- EXCERPTED RECORDS:
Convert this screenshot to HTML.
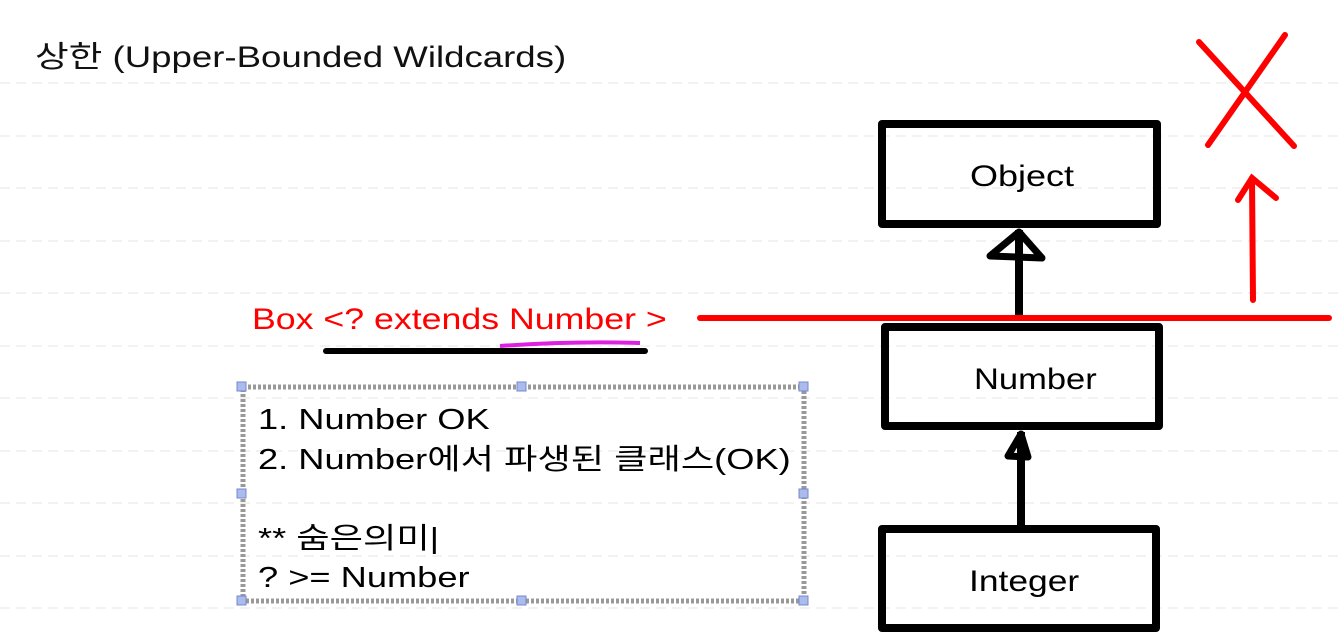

...

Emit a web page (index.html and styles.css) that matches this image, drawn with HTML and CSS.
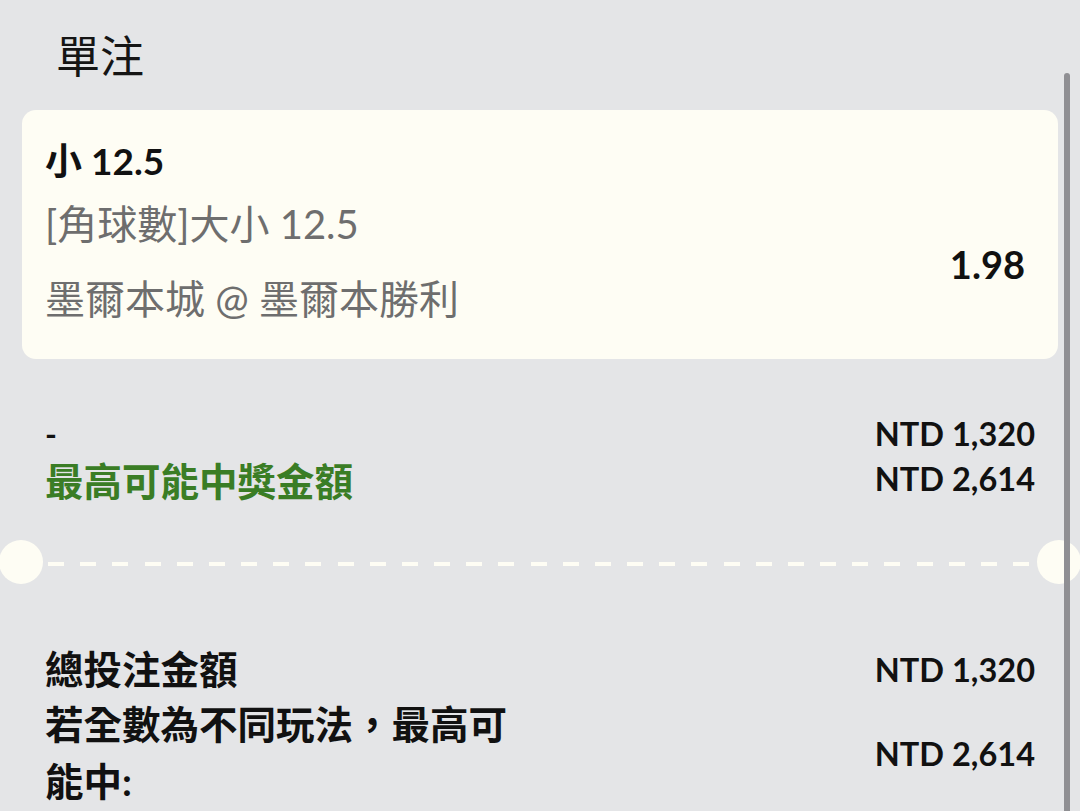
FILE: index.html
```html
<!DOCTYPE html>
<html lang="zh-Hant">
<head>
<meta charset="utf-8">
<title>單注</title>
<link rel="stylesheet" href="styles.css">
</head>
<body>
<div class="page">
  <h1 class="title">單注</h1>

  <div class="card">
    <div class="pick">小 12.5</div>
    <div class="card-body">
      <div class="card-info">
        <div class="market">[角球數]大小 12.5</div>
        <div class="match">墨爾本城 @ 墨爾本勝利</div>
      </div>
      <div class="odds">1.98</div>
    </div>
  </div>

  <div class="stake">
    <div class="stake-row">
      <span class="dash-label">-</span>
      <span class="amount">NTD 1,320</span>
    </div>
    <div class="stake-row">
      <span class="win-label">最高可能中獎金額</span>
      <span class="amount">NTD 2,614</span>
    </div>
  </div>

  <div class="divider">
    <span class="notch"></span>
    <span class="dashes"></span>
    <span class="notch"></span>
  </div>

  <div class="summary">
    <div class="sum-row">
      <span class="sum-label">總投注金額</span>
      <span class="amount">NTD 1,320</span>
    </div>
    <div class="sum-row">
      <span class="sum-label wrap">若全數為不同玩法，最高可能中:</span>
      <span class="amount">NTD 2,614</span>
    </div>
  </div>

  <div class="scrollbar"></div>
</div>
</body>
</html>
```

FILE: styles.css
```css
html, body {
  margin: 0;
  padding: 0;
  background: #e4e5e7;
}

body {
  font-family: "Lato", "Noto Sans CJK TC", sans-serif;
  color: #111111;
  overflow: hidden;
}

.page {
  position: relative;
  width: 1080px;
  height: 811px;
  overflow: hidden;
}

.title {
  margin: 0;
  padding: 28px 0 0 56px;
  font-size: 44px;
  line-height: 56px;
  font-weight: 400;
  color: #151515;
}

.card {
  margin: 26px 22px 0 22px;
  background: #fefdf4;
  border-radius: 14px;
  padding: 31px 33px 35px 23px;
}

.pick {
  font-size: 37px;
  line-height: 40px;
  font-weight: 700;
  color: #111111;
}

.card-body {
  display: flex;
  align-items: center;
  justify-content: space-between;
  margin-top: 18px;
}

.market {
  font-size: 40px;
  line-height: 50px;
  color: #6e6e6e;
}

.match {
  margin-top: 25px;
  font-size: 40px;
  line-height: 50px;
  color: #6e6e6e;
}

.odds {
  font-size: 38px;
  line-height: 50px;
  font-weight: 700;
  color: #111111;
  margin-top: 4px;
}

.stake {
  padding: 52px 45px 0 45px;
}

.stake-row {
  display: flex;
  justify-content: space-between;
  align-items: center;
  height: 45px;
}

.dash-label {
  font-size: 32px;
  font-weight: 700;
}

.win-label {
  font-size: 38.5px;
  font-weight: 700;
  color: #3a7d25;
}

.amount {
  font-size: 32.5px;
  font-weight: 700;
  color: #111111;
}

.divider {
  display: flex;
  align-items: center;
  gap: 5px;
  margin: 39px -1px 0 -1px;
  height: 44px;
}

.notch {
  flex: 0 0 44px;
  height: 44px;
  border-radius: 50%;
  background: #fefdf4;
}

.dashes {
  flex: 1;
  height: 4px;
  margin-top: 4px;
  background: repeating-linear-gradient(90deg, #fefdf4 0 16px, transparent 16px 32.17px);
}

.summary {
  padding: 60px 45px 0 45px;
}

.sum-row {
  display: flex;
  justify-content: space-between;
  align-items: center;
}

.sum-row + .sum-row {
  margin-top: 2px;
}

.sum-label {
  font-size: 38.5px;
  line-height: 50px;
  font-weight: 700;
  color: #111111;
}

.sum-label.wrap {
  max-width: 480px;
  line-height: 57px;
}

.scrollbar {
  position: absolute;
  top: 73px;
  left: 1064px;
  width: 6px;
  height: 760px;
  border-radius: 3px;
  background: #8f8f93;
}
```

- DESCRIPTION OF THE TASK: In the entries above, find lines with "index" and copy each.

- EXPECTED ANSWER:
Emit a web page (index.html and styles.css) that matches this image, drawn with HTML and CSS.
FILE: index.html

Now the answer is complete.